| >that part of the article misinterprets centralised planning. What it describes is the logistics of getting something from one place to another. I think it's worthwhile to re-read the passage I quoted: >Hayek[...] argued that no bureaucracy could ever match the miracle of markets, which spontaneously and efficiently aggregate the knowledge of a society. This isn't just about physical logistics. Hayek is arguing that no centralised agent has perfect information. The author is arguing that Amazon is approaching the stage when it would have perfect information about the consumers it serves. >Amazon doesn't have the final word on what people buy (or the destination of goods for that matter) so it isn't a centrally planned system in that sense. Even if it doesn't have the final word, it does have quite a bit of say in the form of its recommender system. Also, "communism" in the sense of Marx -- one of the two senses in which I was using the word -- is not necessarily a centrally planned system. Rather, it's an idealisation of what an economy would become if it achieved 100% automation, i.e. an economy operating at 100% efficiency. You can see it in the structure of Marx's "historic materialism" argument: just as capitalism had displaced feudalism because it's more efficient, socialism would then displace capitalism, and communism would do the same for socialism. In Marx's hierarchy of efficiency: Feudalism < capitalism < socialism < communism So a communist economy, in Marx's sense, is also an economy in which there's perfect information. That can't possibly happen in the real world, of course, and Hayek correctly points this out about a centralised bureaucracy. But he's wrong about markets; no market is 100% efficient or operates in an environment of perfect information either. |
This statement in the article is a huge misstatement.
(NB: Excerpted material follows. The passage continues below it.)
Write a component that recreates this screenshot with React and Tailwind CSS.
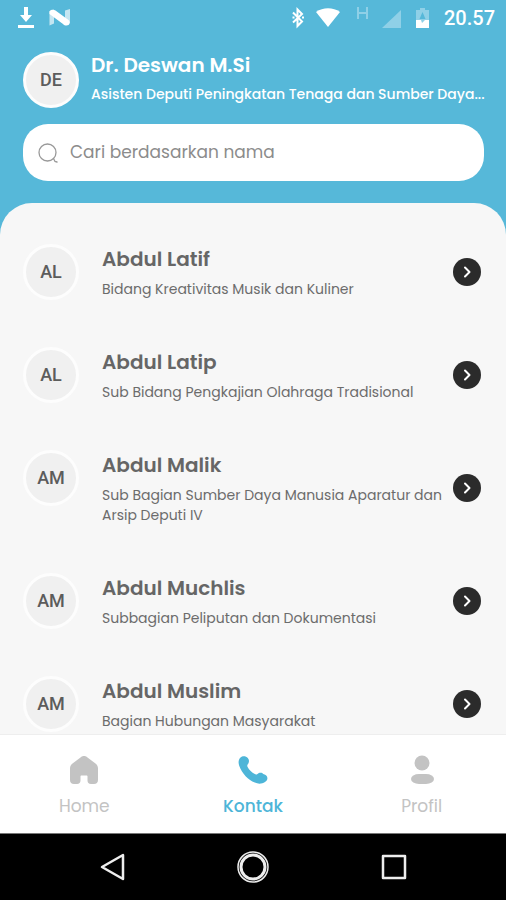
import React, { useState } from "react";

const contacts = [
  { initials: "AL", name: "Abdul Latif", unit: "Bidang Kreativitas Musik dan Kuliner" },
  { initials: "AL", name: "Abdul Latip", unit: "Sub Bidang Pengkajian Olahraga Tradisional" },
  { initials: "AM", name: "Abdul Malik", unit: "Sub Bagian Sumber Daya Manusia Aparatur dan Arsip Deputi IV" },
  { initials: "AM", name: "Abdul Muchlis", unit: "Subbagian Peliputan dan Dokumentasi" },
  { initials: "AM", name: "Abdul Muslim", unit: "Bagian Hubungan Masyarakat" },
];

const tabs = [
  { label: "Home", icon: HomeIcon },
  { label: "Kontak", icon: PhoneIcon },
  { label: "Profil", icon: ProfileIcon },
];

export default function App() {
  const [query, setQuery] = useState("");
  const [active, setActive] = useState("Kontak");

  const visible = contacts.filter((c) =>
    c.name.toLowerCase().includes(query.toLowerCase())
  );

  return (
    <div className="h-screen flex flex-col bg-[#56b8d9] font-['Poppins','Inter',sans-serif]">
      <StatusBar />

      {/* Header */}
      <header className="pl-[23px] pr-[22px] pt-[15px] pb-[22px]">
        <div className="flex items-center gap-3">
          <Avatar initials="DE" />
          <div className="min-w-0 flex-1 text-white">
            <h1 className="text-xl leading-7 font-semibold">Dr. Deswan M.Si</h1>
            <p className="text-sm leading-[30px] font-medium whitespace-nowrap">
              Asisten Deputi Peningkatan Tenaga dan Sumber Daya...
            </p>
          </div>
        </div>

        <label className="mt-[15px] h-[57px] flex items-center gap-3 px-[15px] bg-white rounded-[25px]">
          <SearchIcon />
          <input
            type="text"
            aria-label="Cari berdasarkan nama"
            placeholder="Cari berdasarkan nama"
            value={query}
            onChange={(e) => setQuery(e.target.value)}
            className="flex-1 min-w-0 bg-transparent outline-none text-[17px] text-[#777] placeholder:text-[#8c8c8c]"
          />
        </label>
      </header>

      {/* Contact list */}
      <main className="flex-1 min-h-0 overflow-y-auto [scrollbar-width:none] bg-[#f7f7f7] rounded-t-[32px] pl-[23px] pr-[25px] pt-[41px]">
        <ul className="space-y-[47px]">
          {visible.map((c) => (
            <ContactRow key={c.name} {...c} />
          ))}
        </ul>
      </main>

      {/* Tab bar */}
      <nav className="shrink-0 h-[99px] grid grid-cols-3 bg-white border-t border-[#eeeeee]">
        {tabs.map(({ label, icon: Icon }) => (
          <button
            key={label}
            onClick={() => setActive(label)}
            className={`flex flex-col items-center gap-2 pt-5 ${
              active === label ? "text-[#4db5d8]" : "text-[#c3c3c3]"
            }`}
          >
            <Icon />
            <span className={`text-[17px] leading-[26px] ${active === label ? "font-medium" : ""}`}>
              {label}
            </span>
          </button>
        ))}
      </nav>

      <SystemBar />
    </div>
  );
}

// Helper Components

function Avatar({ initials }) {
  return (
    <div className="size-14 shrink-0 rounded-full bg-[#f0f0f0] border-3 border-[#fdfdfd] flex items-center justify-center font-['Roboto',sans-serif] text-lg font-medium text-[#5c5c5c]">
      {initials}
    </div>
  );
}

function ContactRow({ initials, name, unit }) {
  return (
    <li className="flex items-center">
      <div className="self-start">
        <Avatar initials={initials} />
      </div>
      <div className="flex-1 min-w-0 pl-[23px] pr-2 pb-px">
        <h2 className="text-xl leading-[30px] font-semibold text-[#666]">{name}</h2>
        <p className="mt-[5px] text-sm leading-5 text-[#6c6c6c]">{unit}</p>
      </div>
      <button
        aria-label={`Buka ${name}`}
        className="size-7 shrink-0 rounded-full bg-[#2b2b2b] flex items-center justify-center"
      >
        <svg width="14" height="14" viewBox="0 0 14 14" fill="none" stroke="#fff" strokeWidth="2" strokeLinecap="round" strokeLinejoin="round">
          <path d="M5 2.500 9.500 7 5 11.500" />
        </svg>
      </button>
    </li>
  );
}

function StatusBar() {
  return (
    <div className="h-9 shrink-0 flex items-center px-[11px] text-white font-['Roboto',sans-serif]">
      <svg width="62" height="24" viewBox="0 0 62 24" fill="#fff">
        <path d="M13 1h4v8h4l-6 7-6-7h4z" />
        <path d="M7 19h16v3H7z" />
        <path d="M38.500 5 43 3.500v14L38.500 19.500zM54 4.500l5-1.500v14L54 19z" opacity=".65" />
        <path d="M38.500 5.500c1-2 4-2.500 6-1L57.500 14c2 2 1.500 5.500-2 5.500-1.500 0-2.500-.5-3.500-1.500L38.500 8z" />
      </svg>
      <div className="ml-auto flex items-center">
        <svg width="146" height="24" viewBox="0 0 146 24" fill="#fff">
          {/* bluetooth */}
          <path d="m7 6.500 9 9-4.500 4.500V3.500L16 8l-9 8.500" fill="none" stroke="#fff" strokeWidth="2" />
          <path d="M6.500 10.500h2v2h-2zM16 10.500h2v2h-2z" />
          {/* wifi */}
          <path d="M30 6C37 1 47 1 54 6L42 21z" />
          {/* signal */}
          <path d="M72 1v12M81 1v12M72 7h9" fill="none" stroke="#8fd0e7" strokeWidth="2" />
          <path d="M115 4v18H96z" fill="#8fd0e7" />
          {/* battery */}
          <path d="M134 2h5v2h4v18h-13V4h4z" fill="#8fd0e7" />
          <path d="m136.500 6-3 7h6z" fill="#56b8d9" />
          <path d="M130 14h5l1 3 3-3h4v8h-13z" />
        </svg>
        <span className="ml-3 text-xl leading-6 font-medium">20.57</span>
      </div>
    </div>
  );
}

function SearchIcon() {
  return (
    <svg width="20" height="20" viewBox="0 0 20 20" fill="none" stroke="#999" strokeWidth="1.300" strokeLinecap="round">
      <circle cx="9.500" cy="9.500" r="8.500" />
      <path d="m15.500 15.500 1.500 3 2 .5" />
    </svg>
  );
}

function HomeIcon() {
  return (
    <svg width="30" height="30" viewBox="0 0 30 30" fill="currentColor">
      <path d="M15 1c-1.500 0-2.500.600-3.500 1.400L3.500 8.500C1.800 9.800 1 11.500 1 13.500V25c0 2.500 1.500 4 4 4h3c2.300 0 3.500-1.200 3.500-3.500v-4c0-.7.300-1 1-1h5c.7 0 1 .3 1 1v4c0 2.300 1.200 3.500 3.500 3.500h3c2.500 0 4-1.500 4-4V13.500c0-2-.8-3.700-2.500-5l-8-6.100C17.500 1.600 16.500 1 15 1z" />
    </svg>
  );
}

function PhoneIcon() {
  return (
    <svg width="30" height="30" viewBox="0 0 30 30" fill="currentColor">
      <path d="M2.500 2.500C4.500.5 8 .8 9.800 3c1.700 2 1.500 4.500 0 6.300-.7.900-.7 1.600-.2 2.600 1.600 3 4.200 5.500 7.200 7.200 1 .5 1.800.4 2.700-.2 1.200-.9 2.400-1.600 4-1.100 1 .3 1.500 1.200 2.400 1.500 1.800.3 3.300 1.600 3.500 3.700.1 1.800-1 3-2.400 4-3 2-6.800 2.200-10.200.6C10.500 25.300 3.800 18.500 1.200 10.800.2 7.800.3 4.800 2.500 2.500z" />
    </svg>
  );
}

function ProfileIcon() {
  return (
    <svg width="30" height="30" viewBox="0 0 30 30" fill="currentColor">
      <circle cx="15" cy="8" r="7.500" />
      <rect x="4" y="19" width="23" height="10" rx="8" ry="5" />
    </svg>
  );
}

function SystemBar() {
  return (
    <div className="shrink-0 h-[67px] bg-black border-t border-[#777] flex items-center justify-center gap-[109px]">
      <button aria-label="Kembali">
        <svg width="32" height="32" viewBox="0 0 32 32" fill="none" stroke="#eee" strokeWidth="2.500" strokeLinejoin="round">
          <path d="M27 4v24L6 16z" />
        </svg>
      </button>
      <button aria-label="Beranda">
        <svg width="32" height="32" viewBox="0 0 32 32" fill="none" stroke="#eee">
          <circle cx="16" cy="16" r="15" strokeWidth="1.500" />
          <circle cx="16" cy="16" r="12" strokeWidth="3" />
        </svg>
      </button>
      <button aria-label="Aplikasi terbaru">
        <svg width="32" height="32" viewBox="0 0 32 32" fill="none" stroke="#eee" strokeWidth="2.500" strokeLinejoin="round">
          <path d="M5 5h22v22H5z" />
        </svg>
      </button>
    </div>
  );
}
First, Amazon only has information about the goods it sells. There are many things it doesn't sell, and many things that it can't sell. There are huge supply chains behind the products it sells that it does not see. There are also many things of value that are not exchanged with money.
Second, to the extent Amazon does have information about its customers, it has that information because of those customers' buying decisions. In other words, it has exactly the information that Hayek says a market participant has, and no more: the price at which other market participants will buy whatever quantity of one's products are sold.